CREATE TRIGGER all_together_update_trigger
  INSTEAD OF UPDATE
  ON json_parent_child.all_together
  FOR EACH ROW
  EXECUTE PROCEDURE json_parent_child.update_all_together();

When you perform an UPDATE of the view:

UPDATE 
    all_together
SET
    some_payload = 'updated 1',
    more_payload = 
'[
  {"f1":"new_payload-1 of parent-1"}, 
  {"f1":"new_payload-2 of parent-1"}, 
  {"f1":"new_payload-3 of parent-1"}, 
  {"f1":"new_payload-4 of parent-1"}
]' 
WHERE
    parent_id = 1 ;

This is what you get after:

  SELECT * FROM all_together;

  +------------+--------------+--------------------------------------+  
  |  parent_id | some_payload |            more_payload              |  
  +------------+--------------+--------------------------------------+  
  |          1 |   updated 1  | [{"f1":"new_payload-1 of parent-1"}, |  
  |            |              | {"f1":"new_payload-2 of parent-1"},  |  
  |            |              | {"f1":"new_payload-3 of parent-1"},  |  
  |            |              | {"f1":"new_payload-4 of parent-1"}]  |  
  +------------+--------------+--------------------------------------+  
  |          2 |   parent-2   |  [{"f1":null}]                       |  
  +------------+--------------+--------------------------------------+  
  |          3 |   parent-3   |  [{"f1":"payload-1 of parent-3"}]    |  
  +------------+--------------+--------------------------------------+   
  |          4 |   parent-4   |  [{"f1":null}]                       |  
  +------------+--------------+--------------------------------------+   

The two little tricks, that basically follow the idea of the OP, with some small variations:

  1. Use json_agg(row(child.some_more_payload) ORDER BY child.child_nr) to aggregate all children into a JSON array (of JSON objects), keeping order.
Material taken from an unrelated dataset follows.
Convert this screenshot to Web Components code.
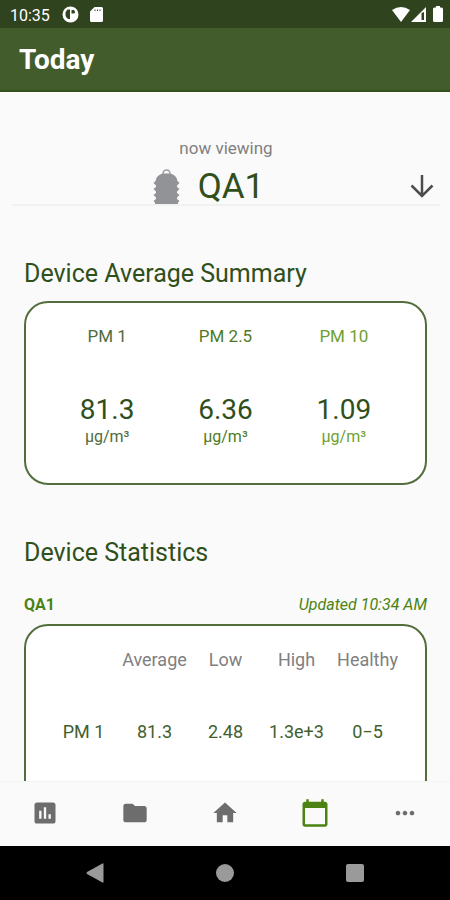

It is necessary to have this data type to allow the next function to give back the rows.

  2. At the trigger, get back to a recordset by using json_to_recordset(new.more_payload) AS x(f1 text), and INSERT this recordset into the child table.

NOTE: I've not checked the 'null' cases, but it just a matter of adding some extra conditions to the trigger, and/or having some strategic COALESCE and/or NULLIF in the appropriate places.